Glossary
Every term, defined
One or two honest sentences each — for the options vocabulary and the machine-learning vocabulary that show up on the dashboard. No assumed knowledge.
◆ Options & trading
- STO — sell to open
- Opening a position by selling an option you don't already own and collecting the premium upfront. The seller's bet is that the option loses value before it can be used against them.
- BTC — buy to close
- Exiting a sold option by buying the same contract back. If you buy it back for less than you sold it, the difference is profit. (Not to be confused with Bitcoin — here BTC is always "buy to close".)
- Theta time decay
- How much value an option loses each day purely from time passing. For an option seller, theta works in your favor — every day the contract is worth a little less, which is the whole point of "theta selling".
- Premium
- The price of an option — the cash the buyer pays and the seller collects. In a theta-selling strategy, the premium received at open is the income you're trying to keep.
- DTE — days to expiry
- How many days until the option contract expires. Shorter DTE means faster time decay but less room for the trade to recover if it moves against you. Used as a feature (
dte) in the model. - Strike
- The price at which an option can be exercised. It's the line in the sand that determines whether the option finishes worthless (good for the seller) or in-the-money.
- Moneyness
- How far the current stock price is from the strike — i.e. whether an option is in-, at-, or out-of-the-money. The model approximates this with
distance_pct(distance from strike as a percentage). - IV rank — implied volatility rank
- Where current implied volatility sits relative to its own past year (0–100). High IV rank means options are relatively expensive, which generally favors sellers. Present as the
iv_rankfeature, but currently dead — no market-feed data is wired in to fill it. - Delta
- How much an option's price moves for a $1 move in the underlying stock — also a rough proxy for the probability it finishes in-the-money. The
deltafeature is currently dead — no market-feed data is wired in yet to fill it.

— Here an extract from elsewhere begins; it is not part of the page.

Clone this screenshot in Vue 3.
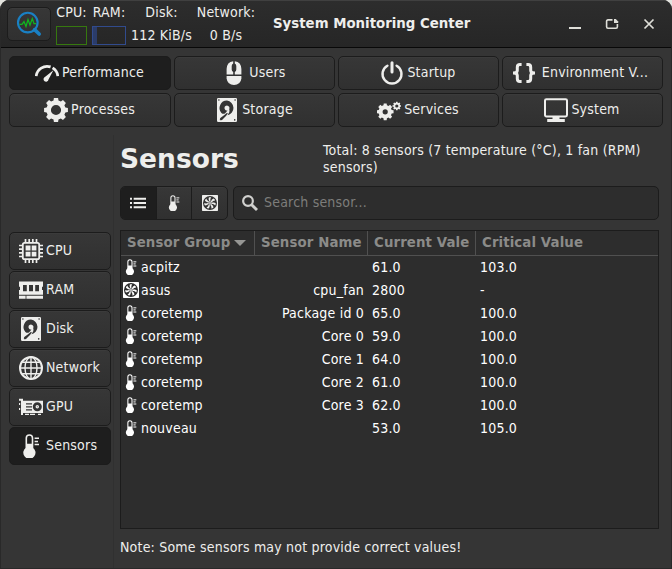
<script setup>
import { h } from 'vue'

const tabs = [
  { label: 'Performance', icon: 'gauge', active: true },
  { label: 'Users', icon: 'mouse' },
  { label: 'Startup', icon: 'power' },
  { label: 'Environment V...', icon: 'braces', wide: true },
  { label: 'Processes', icon: 'gear' },
  { label: 'Storage', icon: 'disk' },
  { label: 'Services', icon: 'gears' },
  { label: 'System', icon: 'monitor' },
]
const side = [
  { label: 'CPU', icon: 'cpu' },
  { label: 'RAM', icon: 'ram' },
  { label: 'Disk', icon: 'disk' },
  { label: 'Network', icon: 'globe' },
  { label: 'GPU', icon: 'gpu' },
  { label: 'Sensors', icon: 'thermo', active: true },
]
const rows = [
  ['acpitz', '', '61.0', '103.0'],
  ['asus', 'cpu_fan', '2800', '-'],
  ['coretemp', 'Package id 0', '65.0', '100.0'],
  ['coretemp', 'Core 0', '59.0', '100.0'],
  ['coretemp', 'Core 1', '64.0', '100.0'],
  ['coretemp', 'Core 2', '61.0', '100.0'],
  ['coretemp', 'Core 3', '62.0', '100.0'],
  ['nouveau', '', '53.0', '105.0'],
]

const fill = (d) => ['path', { d, fill: 'currentColor', 'fill-rule': 'evenodd' }]
const line = (d, w = 2, cap = 'butt') => [
  'path',
  { d, fill: 'none', stroke: 'currentColor', 'stroke-width': w, 'stroke-linecap': cap },
]
const ring = (cx, cy, r, w) => [
  'circle',
  { cx, cy, r, fill: 'none', stroke: 'currentColor', 'stroke-width': w },
]

// Closed outline of a cog with a round hole
function cog(cx, cy, outer, inner, hole, teeth = 8, phase = 0) {
  const pts = []
  const step = (Math.PI * 2) / teeth
  for (let i = 0; i < teeth; i++) {
    const a = i * step + phase
    for (const [o, r] of [[-0.33, inner], [-0.22, outer], [0.22, outer], [0.33, inner]]) {
      const t = a + o * step
      pts.push(`${(cx + r * Math.cos(t)).toFixed(2)} ${(cy + r * Math.sin(t)).toFixed(2)}`)
    }
  }
  return `M${pts.join('L')}ZM${cx - hole} ${cy}a${hole} ${hole} 0 1 0 ${hole * 2} 0a${hole} ${hole} 0 1 0 ${-hole * 2} 0Z`
}

const blades = Array.from({ length: 7 }, (_, i) => [
  'path',
  {
    d: 'M11.3 9.8C10.1 7.5 9.5 5.5 10.3 3.6C11.6 3.1 12.8 3.2 13.8 3.7C12.5 5.2 12.3 7.4 12.8 9.5Z',
    fill: 'currentColor',
    transform: `rotate(${(i * 360) / 7} 12 12)`,
  },
])

const icons = {
  gauge: [
    line('M1.2 15.2A11 11 0 0 1 15.6 5.9', 2.7),
    line('M17.6 6.8A11 11 0 0 1 22.8 15.2', 2.7),
    fill('M18.4 9.2L13.5 18.6A2.5 2.5 0 1 1 9.9 16Z'),
  ],
  mouse: [
    fill('M11.2 0.2V2.6Q9.7 3.3 9.7 5V8.4Q9.7 10.3 11.2 10.9V13.5H4.6V8Q4.8 1 11.2 0.2ZM12.8 0.2Q19.2 1 19.4 8V13.5H12.8V10.9Q14.3 10.3 14.3 8.4V5Q14.3 3.3 12.8 2.6Z'),
    fill('M4.6 15H19.4V17.5Q18.5 24 12 24Q5.5 24 4.6 17.5Z'),
  ],
  power: [line('M7.4 4.7A9.5 9.5 0 1 0 16.6 4.7', 2.4, 'round'), line('M12 1.8V11', 3, 'round')],
  braces: [
    line('M9.6 3.6H8Q5.3 3.6 5.3 6.3V9.5Q5.3 12 1 12Q5.3 12 5.3 14.5V17.7Q5.3 20.4 8 20.4H9.6', 3),
    line('M14.4 3.6H16Q18.7 3.6 18.7 6.3V9.5Q18.7 12 23 12Q18.7 12 18.7 14.5V17.7Q18.7 20.4 16 20.4H14.4', 3),
  ],
  gear: [fill(cog(12, 12, 12.1, 9.7, 5.1))],
  gears: [fill(cog(8.2, 13.8, 8.5, 6.7, 2.6)), fill(cog(19.8, 8, 4.4, 3.4, 1.6))],
  disk: [
    fill('M3.2 0H20.8Q22 0 22 1.2V22.8Q22 24 20.8 24H3.2Q2 24 2 22.8V1.2Q2 0 3.2 0ZM12 2.6A7.4 7.4 0 0 0 6.4 14.9Q8.4 16.6 10.2 15.2L12.5 12.5A2.5 2.5 0 1 1 14.2 11.2Q14.7 12.4 14.3 14.2L12.5 17.2A7.4 7.4 0 0 0 12 2.6ZM12 14.8Q9.2 17.5 5.3 20Q3.9 21.4 5.8 22.4Q7.5 22 8.5 20.5Q11 18.5 12.8 15.5ZM3.1 2A.8.8 0 1 0 4.7 2A.8.8 0 1 0 3.1 2ZM19.3 2A.8.8 0 1 0 20.9 2A.8.8 0 1 0 19.3 2ZM18.9 21.9A.8.8 0 1 0 20.5 21.9A.8.8 0 1 0 18.9 21.9Z'),
  ],
  monitor: [
    ['rect', { x: 1, y: 1.2, width: 22, height: 17.2, rx: 1.4, fill: 'none', stroke: 'currentColor', 'stroke-width': 2 }],
    fill('M8.5 18.5H15.5V21H20.8V24H3.2V21H8.5Z'),
  ],
  cpu: [
    line('M6.5 0V4M10.2 0V4M13.8 0V4M17.5 0V4M6.5 20V24M10.2 20V24M13.8 20V24M17.5 20V24M0 6.5H4M0 10.2H4M0 13.8H4M0 17.5H4M20 6.5H24M20 10.2H24M20 13.8H24M20 17.5H24', 1.7),
    ['rect', { x: 3.8, y: 3.8, width: 16.4, height: 16.4, rx: 1.8, fill: 'none', stroke: 'currentColor', 'stroke-width': 1.8 }],
    fill('M6.6 6.6H11.5V11.5H6.6ZM12.7 6.6H17.4V11.5H12.7ZM6.6 12.7H11.5V17.4H6.6ZM12.7 12.7H17.4V17.4H12.7Z'),
  ],
  ram: [
    fill('M0 3.5H24V8.8H23V12H24V16.7H0V12H1V8.8H0ZM4 7H7.8V13.3H4ZM10 7H14V13.3H10ZM16.2 7H20V13.3H16.2Z'),
    fill('M0 17.8H6.6V20.8H0ZM7.4 17.8H24V20.8H7.4Z'),
  ],
  globe: [
    ring(12, 12, 11, 2),
    line('M12 1V23M1 12H23M3.3 6.3H20.7M3.3 17.7H20.7', 1.4),
    ['ellipse', { cx: 12, cy: 12, rx: 6, ry: 11, fill: 'none', stroke: 'currentColor', 'stroke-width': 1.4 }],
  ],
  gpu: [
    fill('M0 3.8H4V5.7H24V18H4V20H2V5.7H0ZM7 8.2H13V9.5H7ZM7 11.2H13V12.5H7ZM7 14.2H13V15.5H7ZM18.3 7.2A4.5 4.5 0 1 0 18.3 16.2A4.5 4.5 0 1 0 18.3 7.2Z'),
    ring(18.3, 11.7, 1.1, 1.3),
    fill('M0 8H1.2V10H0ZM0 13H1.2V15H0ZM6 18.8H10V20H6ZM11 18.8H16V20H11ZM19 18.8H22V20H19Z'),
  ],
  thermo: [
    ['rect', { x: 7.3, y: 1, width: 6.2, height: 17, rx: 3.1, fill: 'none', stroke: 'currentColor', 'stroke-width': 1.6 }],
    fill('M7.4 9.7H13.4V13.4A6.1 6.1 0 1 1 7.4 13.4Z'),
    line('M15.6 4.3H20M15.6 7.4H19M15.6 10.5H20', 1.5),
  ],
  fan: [
    fill('M1 0H23Q24 0 24 1V23Q24 24 23 24H1Q0 24 0 23V1Q0 0 1 0ZM12 1.5A10.5 10.5 0 1 0 12 22.5A10.5 10.5 0 1 0 12 1.5Z'),
    ...blades,
    ring(12, 12, 1.6, 1.3),
  ],
  list: [fill('M0 4H3V7H0ZM5.5 4H24V7H5.5ZM0 10.5H3V13.5H0ZM5.5 10.5H24V13.5H5.5ZM0 17H3V20H0ZM5.5 17H24V20H5.5Z')],
  search: [ring(9, 9, 7.3, 3.3), line('M14.5 14.5L22.5 22.5', 4.4)],
}

const Icon = (props) =>
  h(
    'svg',
    { viewBox: '0 0 24 24', width: props.size || 24, height: props.size || 24, 'aria-hidden': 'true' },
    icons[props.name].map(([tag, attrs]) => h(tag, attrs)),
  )
Icon.props = ['name', 'size']
</script>

<template>
  <div class="window">
    <header class="titlebar">
      <button class="btn app">
        <svg width="28" height="28" viewBox="0 0 28 28">
          <path d="M19.6 19.6L24.2 24" stroke="#1a80c4" stroke-width="3.6" stroke-linecap="round" />
          <circle cx="12.8" cy="12.6" r="9.8" fill="none" stroke="#1a80c4" stroke-width="2.1" />
          <path d="M4.5 14.3H7L9 11.5L11 16.5L13 9.5L15 15L17.3 8.6L19 13.6H21" fill="none" stroke="#10b51f" stroke-width="1.3" />
        </svg>
      </button>
      <div class="stats">
        <div class="stat cpu"><span>CPU:</span><i class="graph green"></i></div>
        <div class="stat ram"><span>RAM:</span><i class="graph blue"></i></div>
        <div class="stat io"><span>Disk:</span><span>112 KiB/s</span></div>
        <div class="stat net"><span>Network:</span><span>0 B/s</span></div>
      </div>
      <h1>System Monitoring Center</h1>
      <div class="controls">
        <svg width="12" height="12" viewBox="0 0 12 12"><path d="M0 10H12" stroke="#deded8" stroke-width="2" /></svg>
        <svg width="14" height="12" viewBox="0 0 14 12"><path d="M7.5 1.9H3Q1.6 1.9 1.6 3.3V8.8Q1.6 10.2 3 10.2H11Q12.4 10.2 12.4 8.8V6" fill="none" stroke="#deded8" stroke-width="1.6" /><path d="M9 1H10.8L13.2 3.4V5H9Z" fill="#deded8" /></svg>
        <svg width="12" height="12" viewBox="0 0 12 12"><path d="M1.5 1.5L10.5 10.5M10.5 1.5L1.5 10.5" stroke="#deded8" stroke-width="1.7" /></svg>
      </div>
    </header>

    <nav class="tabs">
      <button v-for="t in tabs" :key="t.label" class="btn tab" :class="{ active: t.active, wide: t.wide }">
        <Icon :name="t.icon" /><span>{{ t.label }}</span>
      </button>
    </nav>

    <div class="body">
      <aside>
        <button v-for="s in side" :key="s.label" class="btn item" :class="{ active: s.active }">
          <Icon :name="s.icon" /><span>{{ s.label }}</span>
        </button>
      </aside>
      <main>
        <div class="heading">
          <h2>Sensors</h2>
          <p>Total: 8 sensors (7 temperature (°C), 1 fan (RPM)<br />sensors)</p>
        </div>
        <div class="tools">
          <div class="btn group">
            <span class="seg on"><Icon name="list" size="16" /></span>
            <span class="seg"><Icon name="thermo" size="16" /></span>
            <span class="seg"><Icon name="fan" size="16" /></span>
          </div>
          <div class="search"><Icon name="search" size="16" /><span>Search sensor...</span></div>
        </div>
        <div class="table">
          <div class="row head">
            <span class="sorted">Sensor Group<i class="arrow"></i></span>
            <span>Sensor Name</span><span>Current Vale</span><span>Critical Value</span>
          </div>
          <div v-for="(r, i) in rows" :key="i" class="row">
            <span class="name"><Icon :name="r[0] === 'asus' ? 'fan' : 'thermo'" size="16" />{{ r[0] }}</span>
            <span class="right">{{ r[1] }}</span>
            <span>{{ r[2] }}</span>
            <span>{{ r[3] }}</span>
          </div>
        </div>
        <p class="note">Note: Some sensors may not provide correct values!</p>
      </main>
    </div>
  </div>
</template>

<style>
body {
  margin: 0;
  background: #e4e4df;
}
</style>

<style scoped>
* {
  box-sizing: border-box;
}
.window {
  width: 672px;
  height: 569px;
  display: flex;
  flex-direction: column;
  overflow: hidden;
  background: #353535;
  border: 1px solid #292929;
  border-top: 0;
  border-radius: 9px 9px 0 0;
  color: #eeeeec;
  font: 14px/17px 'DejaVu Sans Condensed', 'DejaVu Sans', sans-serif;
  font-stretch: condensed;
  letter-spacing: 0.2px;
}
svg {
  display: block;
  flex: none;
}
h1,
h2,
p {
  margin: 0;
}
.btn {
  display: flex;
  align-items: center;
  margin: 0;
  padding: 0;
  border: 1px solid #1c1c1c;
  border-radius: 5px;
  background: linear-gradient(#373737, #303030);
  box-shadow: inset 0 1px #3b3b3b;
  color: inherit;
  font: inherit;
  letter-spacing: inherit;
  white-space: nowrap;
}
.btn > span:not(.seg) {
  padding-bottom: 2px;
}
.btn.active {
  background: #1e1e1e;
  box-shadow: none;
}
.titlebar {
  flex: none;
  display: flex;
  align-items: center;
  height: 48px;
  padding: 0 16px 0 6px;
  border-bottom: 1px solid #080808;
  background: linear-gradient(#2d2d2d, #262626);
  box-shadow: inset 0 1px #404040;
}
.app {
  width: 44px;
  height: 34px;
  justify-content: center;
}
.stats {
  display: flex;
  width: 222px;
  height: 47px;
  padding: 4px 0 0 5px;
}
.stat {
  display: flex;
  flex-direction: column;
  align-items: center;
  white-space: nowrap;
}
.stat span + span {
  margin-top: 6px;
}
.cpu {
  width: 31px;
  margin-right: 5px;
}
.ram {
  width: 34px;
  margin-right: 5px;
}
.io {
  width: 61px;
  margin-right: 4px;
}
.net {
  width: 60px;
}
.graph {
  width: 100%;
  height: 19px;
  margin-top: 5px;
}
.green {
  border: 1px solid #36780f;
}
.blue {
  border: 1px solid #314b8d;
  background: linear-gradient(90deg, #2b3c69 4px, transparent 4px);
}
h1,
h2,
.row.head {
  font-family: 'DejaVu Sans', sans-serif;
  font-stretch: normal;
  letter-spacing: 0;
}
h1 {
  font-size: 13.33px;
  line-height: 18px;
  white-space: nowrap;
}
.controls {
  display: flex;
  justify-content: space-between;
  width: 86px;
  margin: 1px 0 0 auto;
}
.tabs {
  flex: none;
  display: grid;
  grid-template-columns: 162px 161px 161px 161px;
  gap: 3px;
  padding: 8px 8px 0;
}
.tab {
  height: 34px;
  gap: 3px;
  padding-right: 1px;
  justify-content: center;
}
.tab.wide {
  gap: 6px;
  padding-right: 5px;
}
.body {
  flex: 1;
  display: flex;
}
aside {
  flex: none;
  width: 113px;
  display: flex;
  flex-direction: column;
  gap: 1px;
  margin-top: 8px;
  padding: 97px 2px 0 8px;
  border-right: 1px solid #303030;
}
.item {
  height: 38px;
  gap: 3px;
  padding-left: 9px;
}
main {
  flex: 1;
  display: flex;
  flex-direction: column;
  padding: 13px 12px 0 6px;
}
.heading {
  display: flex;
  height: 46px;
}
h2 {
  width: 203px;
  padding-top: 3px;
  font-size: 26.5px;
  line-height: 31px;
}
.heading p {
  padding-top: 2px;
  white-space: nowrap;
}
.tools {
  display: flex;
  gap: 5px;
  height: 34px;
}
.group {
  width: 108px;
  overflow: hidden;
}
.seg {
  flex: 1;
  height: 32px;
  display: flex;
  align-items: center;
  justify-content: center;
  border-left: 1px solid #1c1c1c;
}
.seg.on {
  border-left: 0;
  background: #1e1e1e;
}
.search {
  flex: 1;
  display: flex;
  align-items: center;
  gap: 6px;
  padding-left: 8px;
  border: 1px solid #1c1c1c;
  border-radius: 5px;
  background: #2d2d2d;
  color: #d0d0ce;
}
.search span {
  padding-bottom: 2px;
  color: #7d7d7b;
}
.table {
  height: 299px;
  margin-top: 10px;
  border: 1px solid #1c1c1c;
  background: #2d2d2d;
  color: #fff;
}
.row {
  display: grid;
  grid-template-columns: 134px 113px 108px 1fr;
  height: 23px;
  line-height: 22px;
}
.row span {
  padding-left: 4px;
  white-space: nowrap;
}
.row .name {
  display: flex;
  align-items: center;
  gap: 2px;
  height: 22px;
  padding-left: 2px;
}
.row .right {
  padding: 0 4px 0 0;
  text-align: right;
}
.row.head {
  height: 25px;
  border-bottom: 1px solid #505050;
  color: #8b8b89;
  font-size: 13.33px;
  font-weight: bold;
  line-height: 23px;
  letter-spacing: 0.1px;
}
.row.head span {
  padding-left: 6px;
  border-right: 1px solid #505050;
}
.row.head span:last-child {
  border-right: 0;
}
.row .sorted {
  display: flex;
  gap: 4px;
}
.arrow {
  align-self: center;
  border: 6px solid transparent;
  border-top-color: #969694;
  border-bottom: 0;
}
.note {
  margin-top: 10px;
}
</style>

◆ Machine learning & statistics
- Wilson CI — Wilson confidence interval ml
- A well-behaved way to express the plausible range for a proportion (like an accuracy or win-rate). Our test accuracy of 0.890 has a Wilson 95% CI of
[0.817, 0.936]— and that interval includes the 88.6% base rate, which is why accuracy alone can't prove the model has skill. See the methodology. - AUC — area under the ROC curve ml
- A score from 0.5 (random) to 1.0 (perfect) for how well a model ranks winners above losers. This is the real test of skill on our data, because the win rate is so high that accuracy is misleading. Ours is 0.688 — modest skill: better than a coin flip, but far from proven. See the base-rate problem.
- Calibration ml
- Whether predicted probabilities match reality — if a model says "70%" for a batch of trades, about 70% should actually win. NEO-LR-v0.1 isn't calibrated yet, so the dashboard's calibration plot stays empty until that's assessed.
- Base rate ml
- How often the thing you're predicting happens regardless of the model. Here, the strategy wins 88.6% of trades — so a "model" that blindly guesses win every time already scores 88.6% accuracy. Beating that base rate is the bar my model has to clear, and it barely does (accuracy 0.890). This is why I judge it on AUC instead. See the methodology.
- Overfitting issue
- When a model memorizes its training data instead of learning patterns that generalize — its train accuracy ends up far above its test accuracy. Ours doesn't show this: train accuracy (0.888) and test accuracy (0.890) are nearly identical. The problem here isn't overfitting; it's that both numbers just track the 88.6% base rate.
- Leakage — data leakage issue
- When a feature carries information that wouldn't exist at prediction time, letting the model peek at the answer. A Schwab export is full of these (
exit_reason,pnl,hold_hours) — our pipeline drops them all before training and re-checks, sometrics.jsonreports zero leakage features in the model. See the methodology. - Shadow mode ml
- Running a model alongside a real decision-maker so it records what it would have done, without placing any real orders. NEO-LR-v0.1 has never placed a real order — its realized P&L is $0. The +$81,955.09 on the dashboard is the human trader's result, which produced the training labels.
- Logistic regression ml
- A simple, interpretable model that weights each input feature and squashes the total into a 0–1 probability. It finds linear correlations and is easy to read — the reason it's the model used here. See the methodology.
- Walk-forward CV ml
- Time-ordered cross-validation: train on the past, test on the future, slide the window forward. The only honest way to evaluate a trading model — random shuffling would let it cheat with future data.
- N — sample size ml
- The number of trades available to learn from and test on. Ours is 545 real closed trades (436 train / 109 test). Sample size isn't the bottleneck here — the bottleneck is the high base rate, which makes the model's edge hard to demonstrate.
- Feature ml
- One input number describing a trade (e.g. days-to-expiry, premium percentage, call-vs-put). The model has 14; 9 are currently "dead" — no market-feed data is wired in to fill them, so they carry no signal and the model effectively sees only 5.
- Weight ml
- The learned multiplier the model applies to each feature. Positive pushes toward "win", negative toward "loss"; bigger magnitude means more influence. The dashboard charts every weight.